In the station was a seven-window observatory, entitled Cupola. Peake said that this was his favourite place to be where you could see different sights and different weather systems within a global context. He talked about seeing continents changing seasons and how during the day you could only see natural beauty, but at night all you see are lights and human habitation.

9. Peake did a load of science experiments in space

When discussing how busy his schedule was in the space station, Peake revealed that him and his team completed between 250-300 science experiments within their 6 months.

10. You can visit Tim Peake’s capsule

When he landed in Kazakhstan after months in space, the real-life capsule he was in will be able to be found in the London Science Museum within the next few months.

11. Spacewalking is the hardest thing about space

Peake described both the physical and mental difficulty of spacewalking. He explained how when he was training for it, he would train for six hours at a time underwater. He also spoke about the difficulties of wearing a pressurised space suit where even bending your fingers was a challenge. It was clumsy work that was “like tying your shoes with gardening gloves on”. Peake also found it hard mentally because of it being so high risk; you are outside the comfort of the space station and rely purely on your spatial and situation awareness.

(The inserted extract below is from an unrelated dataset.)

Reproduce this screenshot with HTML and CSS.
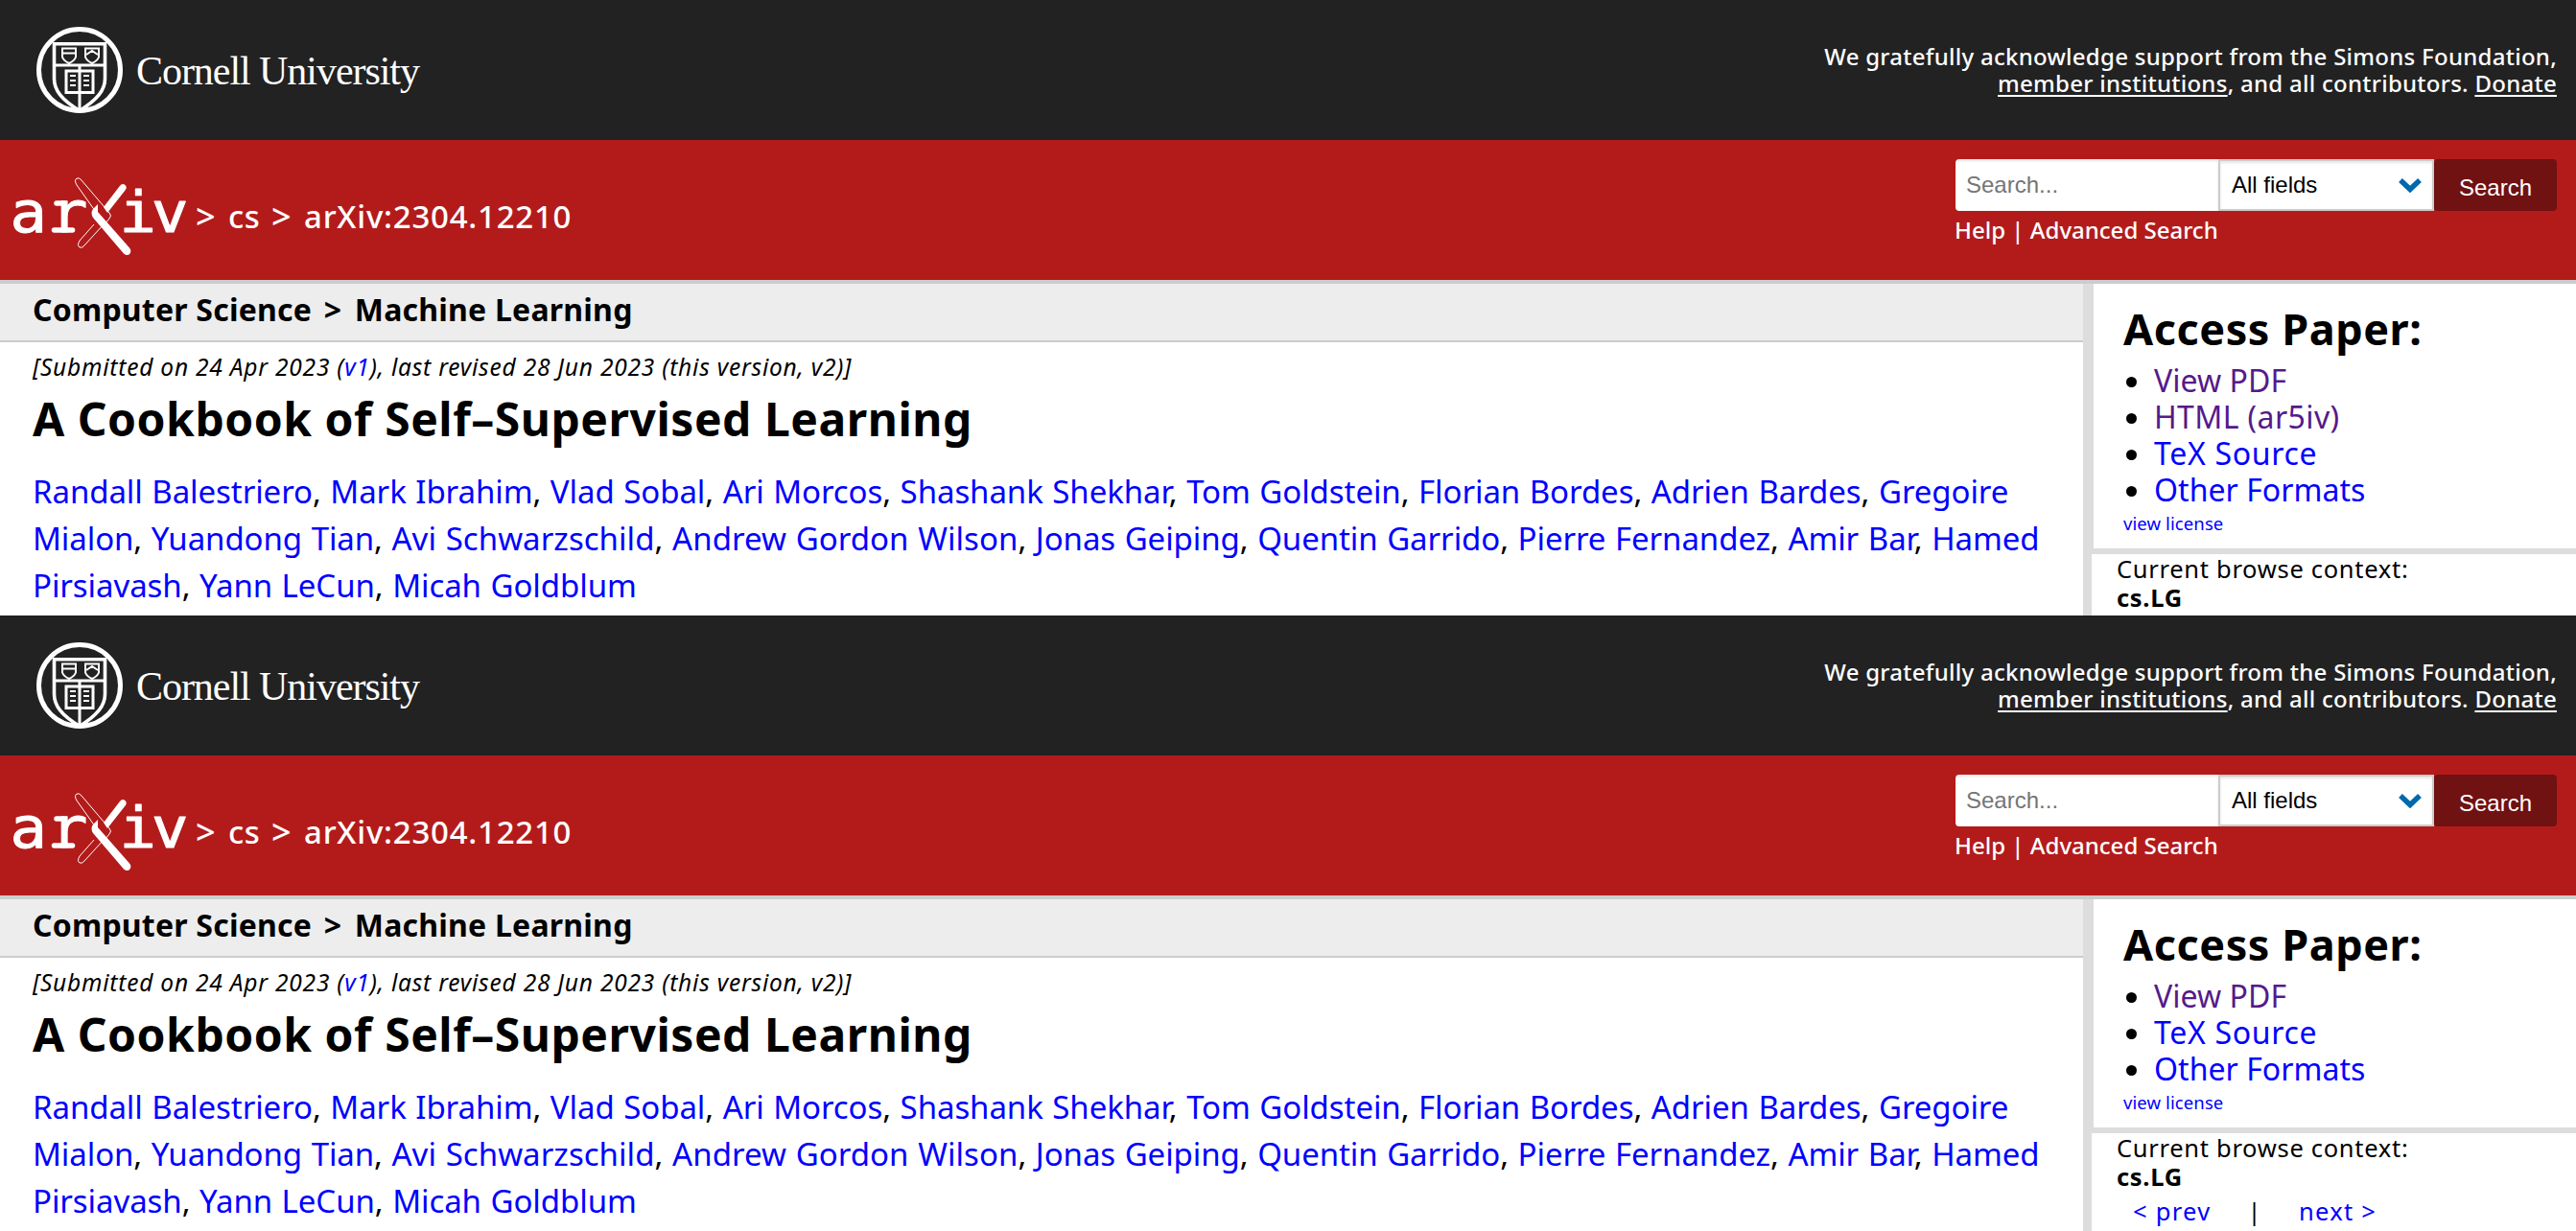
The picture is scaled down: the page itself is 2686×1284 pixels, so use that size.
FILE: index.html
```html
<!DOCTYPE html>
<html lang="en">
<head>
<meta charset="utf-8">
<title>A Cookbook of Self-Supervised Learning</title>
<link rel="stylesheet" href="styles.css">
</head>
<body>
<svg class="defs" width="0" height="0" aria-hidden="true">
  <symbol id="seal" viewBox="0 0 100 100">
    <g fill="none" stroke="#fff">
      <circle cx="53" cy="53" r="42.5" stroke-width="5"/>
      <path d="M26.500 26.300h53V62.500c0 12-8 22-26.500 33.500C34 84.500 26.500 74.500 26.500 62.500z" stroke-width="3.600" transform="translate(0 -0.500)"/>
      <path d="M27 48h53M53 48v46" stroke-width="3"/>
      <path d="M35 30.500h14v9q-1.500 4-7 6.500q-5.500-2.500-7-6.500zM35 35.500h14" stroke-width="2"/>
      <path d="M59 30.500h14v9q-1.500 4-7 6.500q-5.500-2.500-7-6.500zM60 37l6-4l6 4" stroke-width="2"/>
      <path d="M39 54h28v22.500h-28z" stroke-width="3"/>
      <path d="M43 59h6M43 64h6M43 69h6M57 59h6M57 64h6M57 69h6" stroke-width="1.800"/>
    </g>
  </symbol>
  <symbol id="chi" viewBox="0 0 190 90">
    <path d="M49 32h7M46.500 60h19" stroke="#fff" stroke-width="5.500" stroke-linecap="round"/>
    <path d="M98 36l16.500-21.500q3-4 6-1.500q2.500 2.500 0 5.500L102 42z" fill="#fff"/>
    <path d="M92 33l-5 5q-3 4 0 9l32 37.500q4 3 6.500 0q2-3-.5-6L92 41z" fill="#fff"/>
    <path d="M70 13q-3-5 0-7q3-1 5 2l29 34q3 3 0 6l-5 6M70 13l22 31q2 3 6 6M88 54L73 71q-3 5 0 7q3 1 5-2l20-22" fill="none" stroke="#fff" stroke-width="1"/>
  </symbol>
  <symbol id="chevron" viewBox="0 0 24 16">
    <path d="M2 3l10 9.500L22 3" fill="none" stroke="#0068ac" stroke-width="5.500"/>
  </symbol>
</svg>

<section class="page">
  <header class="university">
    <div class="cornell-logo"><svg class="seal"><use href="#seal"/></svg><span>Cornell University</span></div>
    <p class="support">We gratefully acknowledge support from the Simons Foundation,<br><u>member institutions</u>, and all contributors. <u>Donate</u></p>
  </header>
  <div class="banner">
    <div class="breadcrumb">
      <svg class="arxiv-logo" viewBox="0 0 190 90"><g class="arxiv-type" transform="scale(1.100 1)"><text x="0.500" y="62">a</text><text x="39" y="62">r</text><text x="104" y="62">i</text><text x="134.500" y="62">v</text></g><use href="#chi"/></svg>
      <span class="trail"><i>&gt;</i><span>cs</span><i>&gt;</i></span><span class="paper-id">arXiv:2304.12210</span>
    </div>
    <div class="search">
      <div class="search-row"><span class="query">Search...</span><span class="field">All fields<svg class="chevron"><use href="#chevron"/></svg></span><span class="submit">Search</span></div>
      <p class="help">Help | Advanced Search</p>
    </div>
  </div>
  <div class="content">
    <main>
      <h2 class="subject">Computer Science <span class="sep">&gt;</span> Machine Learning</h2>
      <p class="dateline">[Submitted on 24 Apr 2023 (<a>v1</a>), last revised 28 Jun 2023 (this version, v2)]</p>
      <h1 class="title">A Cookbook of Self&#8211;Supervised Learning</h1>
      <p class="authors"><a>Randall Balestriero</a>, <a>Mark Ibrahim</a>, <a>Vlad Sobal</a>, <a>Ari Morcos</a>, <a>Shashank Shekhar</a>, <a>Tom Goldstein</a>, <a>Florian Bordes</a>, <a>Adrien Bardes</a>, <a>Gregoire<br>Mialon</a>, <a>Yuandong Tian</a>, <span class="loose"><a>Avi Schwarzschild</a>, <a>Andrew Gordon Wilson</a></span>, <a>Jonas Geiping</a>, <a>Quentin Garrido</a>, <a>Pierre Fernandez</a>, <a>Amir Bar</a>, <a>Hamed<br>Pirsiavash</a>, <a>Yann LeCun</a>, <a>Micah Goldblum</a></p>
    </main>
    <aside>
      <div class="access">
        <h2>Access Paper:</h2>
        <ul><li><a class="visited">View PDF</a></li><li><a class="visited html">HTML (ar5iv)</a></li><li><a class="source">TeX Source</a></li><li><a>Other Formats</a></li></ul>
        <p class="license"><a>view license</a></p>
      </div>
      <div class="context"><p>Current browse context:</p><p><b>cs.LG</b></p></div>
    </aside>
  </div>
</section>

<section class="page">
  <header class="university">
    <div class="cornell-logo"><svg class="seal"><use href="#seal"/></svg><span>Cornell University</span></div>
    <p class="support">We gratefully acknowledge support from the Simons Foundation,<br><u>member institutions</u>, and all contributors. <u>Donate</u></p>
  </header>
  <div class="banner">
    <div class="breadcrumb">
      <svg class="arxiv-logo" viewBox="0 0 190 90"><g class="arxiv-type" transform="scale(1.100 1)"><text x="0.500" y="62">a</text><text x="39" y="62">r</text><text x="104" y="62">i</text><text x="134.500" y="62">v</text></g><use href="#chi"/></svg>
      <span class="trail"><i>&gt;</i><span>cs</span><i>&gt;</i></span><span class="paper-id">arXiv:2304.12210</span>
    </div>
    <div class="search">
      <div class="search-row"><span class="query">Search...</span><span class="field">All fields<svg class="chevron"><use href="#chevron"/></svg></span><span class="submit">Search</span></div>
      <p class="help">Help | Advanced Search</p>
    </div>
  </div>
  <div class="content">
    <main>
      <h2 class="subject">Computer Science <span class="sep">&gt;</span> Machine Learning</h2>
      <p class="dateline">[Submitted on 24 Apr 2023 (<a>v1</a>), last revised 28 Jun 2023 (this version, v2)]</p>
      <h1 class="title">A Cookbook of Self&#8211;Supervised Learning</h1>
      <p class="authors"><a>Randall Balestriero</a>, <a>Mark Ibrahim</a>, <a>Vlad Sobal</a>, <a>Ari Morcos</a>, <a>Shashank Shekhar</a>, <a>Tom Goldstein</a>, <a>Florian Bordes</a>, <a>Adrien Bardes</a>, <a>Gregoire<br>Mialon</a>, <a>Yuandong Tian</a>, <span class="loose"><a>Avi Schwarzschild</a>, <a>Andrew Gordon Wilson</a></span>, <a>Jonas Geiping</a>, <a>Quentin Garrido</a>, <a>Pierre Fernandez</a>, <a>Amir Bar</a>, <a>Hamed<br>Pirsiavash</a>, <a>Yann LeCun</a>, <a>Micah Goldblum</a></p>
    </main>
    <aside>
      <div class="access">
        <h2>Access Paper:</h2>
        <ul><li><a class="visited">View PDF</a></li><li><a class="source">TeX Source</a></li><li><a>Other Formats</a></li></ul>
        <p class="license"><a>view license</a></p>
      </div>
      <div class="context"><p>Current browse context:</p><p><b>cs.LG</b></p><p class="pager"><a>&lt; prev</a><span>|</span><a>next &gt;</a></p></div>
    </aside>
  </div>
</section>
</body>
</html>
```
FILE: styles.css
```css
* { box-sizing: border-box; }
body { margin: 0; background: #fff; color: #000; font-family: "Noto Sans", sans-serif; }
p, h1, h2, ul { margin: 0; padding: 0; }
a { color: #00f; }
a.visited { color: #551a8b; }
.defs { display: block; }
.page { height: 642px; overflow: hidden; }

.university { display: flex; justify-content: space-between; height: 146px; background: #222; }
.cornell-logo { display: flex; padding: 20px 0 0 30px; color: #fff; font-family: "Liberation Serif", serif; font-size: 42px; line-height: 50px; letter-spacing: -1.05px; }
.cornell-logo span { margin: 29px 0 0 12px; }
.seal { width: 100px; height: 100px; }
.support { padding: 45px 20px 0 0; color: #fff; font-size: 24px; font-weight: 500; line-height: 28px; letter-spacing: .27px; text-align: right; }
.support u { text-underline-offset: 3px; text-decoration-thickness: 2px; text-decoration-skip-ink: none; }

.banner { display: flex; justify-content: space-between; height: 150px; background: #b31b1b; border-bottom: 4px solid #ccc; color: #fff; }
.breadcrumb { display: flex; padding-left: 10px; font-size: 33px; font-weight: 500; line-height: 40px; }
.arxiv-logo { width: 190px; height: 90px; margin-top: 34px; }
.arxiv-type { font-family: "DejaVu Sans Mono", monospace; font-size: 58px; font-weight: 400; fill: #fff; stroke: #fff; stroke-width: 1px; stroke-linejoin: round; }
.trail { display: flex; width: 117px; margin-top: 60px; padding-left: 4px; }
.trail i { width: 34px; font-style: normal; font-size: 36px; }
.trail span { width: 45px; letter-spacing: .6px; }
.paper-id { margin-top: 60px; letter-spacing: .75px; }
.search { width: 627px; margin: 20px 20px 0 0; }
.search-row { display: flex; height: 54px; font-family: "Liberation Sans", sans-serif; font-size: 24px; line-height: 54px; }
.query { width: 274px; padding-left: 11px; background: #fff; color: #757575; border-radius: 4px 0 0 4px; box-shadow: inset 0 2px 3px rgba(0,0,0,.1); }
.field { display: flex; justify-content: space-between; align-items: center; width: 225px; padding: 0 11px 0 12px; background: #fff; color: #000; border: 2px solid #ccc; box-shadow: inset 0 2px 3px rgba(0,0,0,.1); }
.chevron { width: 24px; height: 16px; }
.submit { width: 128px; padding-top: 3px; background: #701112; text-align: center; border-radius: 4px; }
.help { margin: 6px 0 0 -1px; font-size: 24px; font-weight: 500; line-height: 28px; }

.content { display: flex; height: 346px; }
main { width: 2172px; }
.subject { height: 61px; padding: 0 0 6px 34px; background: #ededed; border-bottom: 2px solid #ccc; font-size: 32px; line-height: 53px; letter-spacing: .22px; }
.sep { margin: 0 5px 0 4px; }
.dateline { padding: 11px 0 0 34px; font-size: 24.5px; font-style: italic; line-height: 30px; letter-spacing: .79px; }
.title { margin: 9px 0 0 34px; font-size: 48px; line-height: 60px; letter-spacing: .52px; }
.authors { margin: 21px 0 0 34px; font-size: 33px; line-height: 49px; letter-spacing: -.08px; word-spacing: 1.1px; white-space: nowrap; }
.loose { letter-spacing: .04px; }

aside { width: 514px; border-left: 9px solid #ddd; }
.access { padding: 22px 0 14px 31px; border-left: 2px solid #ddd; border-bottom: 6px solid #ddd; }
.access h2 { font-size: 45px; line-height: 50px; letter-spacing: .55px; }
.access ul { margin: 10px 0 0 32px; font-size: 32px; line-height: 38px; }
.access li { letter-spacing: .05px; }
.access .html { letter-spacing: .4px; }
.access .source { letter-spacing: .7px; }
.license { margin-top: 4px; font-size: 18.5px; line-height: 24px; letter-spacing: .1px; }
.context { padding-left: 26px; font-size: 25.5px; line-height: 30px; letter-spacing: .7px; }
.pager { display: flex; gap: 38px; margin: 6px 0 0 17px; letter-spacing: 1.3px; }
```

12. Peake did a marathon in space

After running a marathon in 2000, Peake decided to do the London Marathon from a treadmill up in space and is thinking about doing one on the ground next year.

13. There’s going to be a lot more moon action soon

When asked about where he thinks the space industry will be in ten years time, one thing Peake reckoned was that we’re going to be off to the moon much more and will eventually have permanent habitual sites there.